Growing up I spent school holidays working on the land in our rural home – planting, weeding or harvesting. I hated it, but my parents were inflexible in this respect. I remember the pink pair of trousers I used to wear to the fields and how year after year they got shorter as I grew taller, how I continued to wear them until my mother made them ‘disappear’. When I think of my relationship with the land, I see my eight-year-old self in those pink trousers dropping seed into the earth and covering it. In that act I planted more than food, I was sowing the seeds of a life-long love for the land that I did not realise at that time.
While I inherited rage over generational injustices tied to colonialism, it was only when I acquired the language to name this that I transformed my rage into activism. Since then I draw inspiration from community organising and the song and dance that goes along with it. South African singer Letta Mbuli’s song, ‘Not Yet Uhuru’, echoes in my head reminding me that even with flag independence, freedom has not yet been achieved and that the struggle continues. The struggle also looks very different for different groups of people in our societies and real freedom – ‘uhuru’ – only comes when all of us are free.
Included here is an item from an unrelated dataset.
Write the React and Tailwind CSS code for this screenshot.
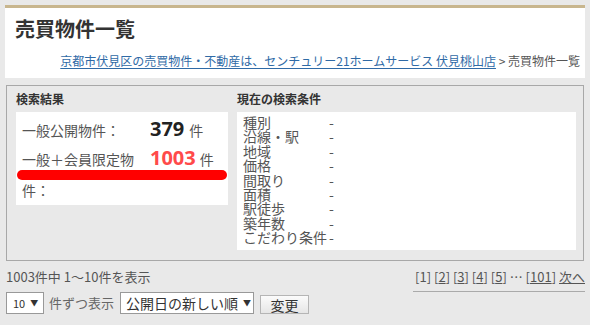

In my own journey, it is women and girls whose struggles for land and autonomy have been front and centre. Joining Thousand Currents as a Girls Fund Fellow is a continuation of this fight. This role allows me to build solidarity with like-minded folks whilst exploring the possibilities that may exist for girl-led and/or girl-centered organising around food sovereignty, economic justice and climate justice. I see supporting girl-led and/or girl-centered organising as one of a few important ways to sustain the necessary connections between communities and land. The Girls Fund presents an opportunity for understanding the involvement of girls in their communities and exploring whether there are opportunities to better support this.
I am both humbled and inspired to be part of a team that is deeply invested in land, food, and the environment. Land is not merely about what food it can produce, it is also about culture and connection to ancestry. It is about belonging and security and must be respected and sustained for generations to come. I am very honoured to be part of organising that recognises and supports this.
I also believe deeply in nurturing soul, individually and collectively, and investing in processes that facilitate this. As a result I brought with me to Thousand Currents and the Girls Fund my love for the creative arts in the forms of spoken word, music, and theatre. When the moment calls for it I am known to burst into song, and when it is time to unwind, I am first on the dance floor!
What is the Global Girls’ Fund at Thousand Currents?
Thousand Currents is part of the Global Girls’ Fund, a 7-year initiative, seeded by the NoVo Foundation, to support the growth of a flourishing eco-system of funders committed to increasing the resources to, and visibility of, girl-centered and led groups across movements globally. Though this initiative, Thousand Currents seeks to learn from and support existing and new partners that are advancing the self-determination of adolescent girls and young women within food, climate, and economy movements.